'Fifty Shades of Grey' Star Dakota Johnson Not Quite Ready for Fame
Actress says she'd be happy living on Colorado farm with chickens and babies.
— -- Though she studied art in high school, Dakota Johnson figured she'd follow her famous parents into the family business.
"I just assumed that what I would be doing is making films," the 25-year-old actress told Vogue's February issue, "because I grew up around people making films, making art, making music. And being on a film set is the most comforting thing in the world to me. Seeing a catering truck feels like home."
That's because home was mostly wherever her parents, Melanie Griffith and Don Johnson, happened to be filming, and after they split for the second and final time in 1995, it was shuttling between the pair. Dakota Johnson also counted Antonio Banderas as her stepfather, until he split with Griffith last year. And she is a third-generation actress; her grandmother, Tippi Hedren, starred in Alfred Hitchcock's "The Birds" and "Marnie."
Now about to star in one of the year's most anticipated films, "Fifty Shades of Grey," Johnson admitted to Vogue that she's not quite ready for stardom.
"I think about my dwindling anonymity, and that’s really scary because a very large part of me would be perfectly happy living on a ranch in Colorado and having babies and chickens and horses---which I will do anyway," she said.

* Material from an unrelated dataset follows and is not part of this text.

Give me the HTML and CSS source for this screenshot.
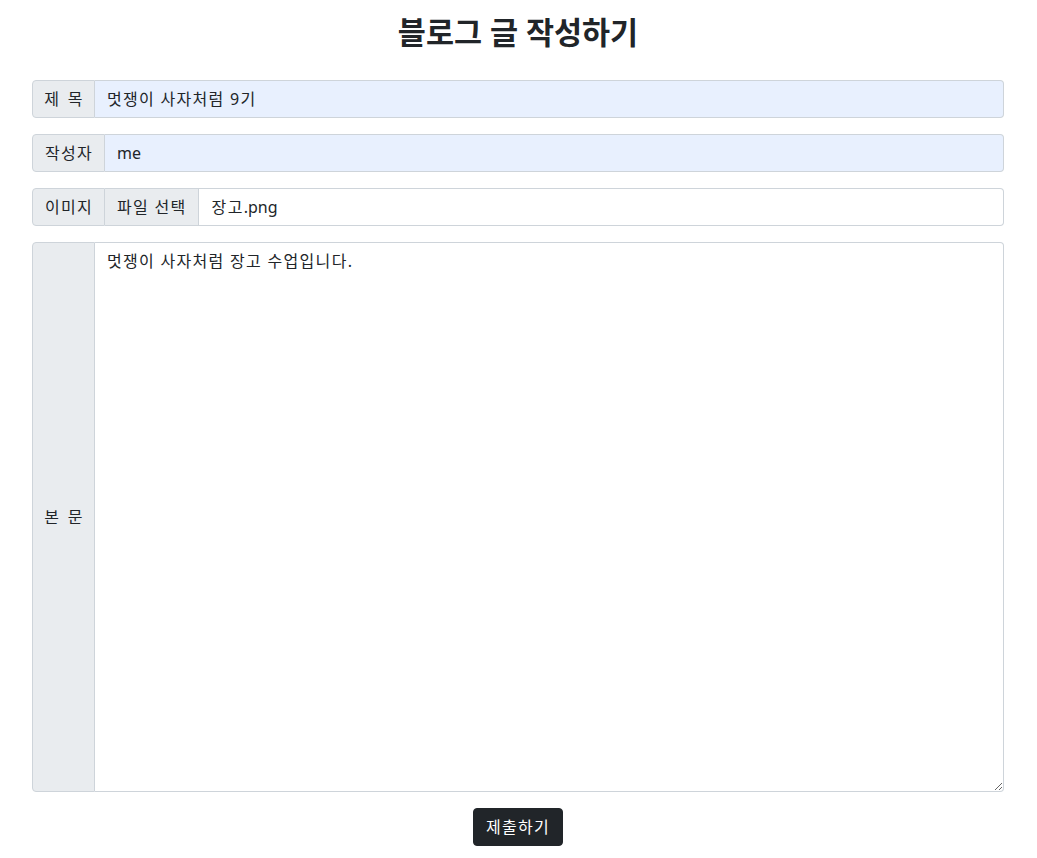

Still, she said she couldn't pass up the chance to play Anastasia Steele from the best-selling erotic novels.
"I wanted to be involved because it’s so different, and it’s an intense love story," she told the magazine.
Still, she has a hard time wrapping her head around the fact that 100 million people have already viewed the film's trailer.
"I’ve never experienced anything like this; I don’t think anyone has," she said. "It’s terrifying -- and it’s exciting."
One person who saw the trailer but has no plans to see the film is her grandmother.
Walking the red carpet at the Bel Air Film Festival last October to receive a lifetime achievement award from her daughter, Hedren was asked if she would be seeing the film.
"No, no, no, I saw the trailer and I think it's lovely and that's about all I'm going to see," she said. "I'm proud though, I love my grandchildren, they are wonderful."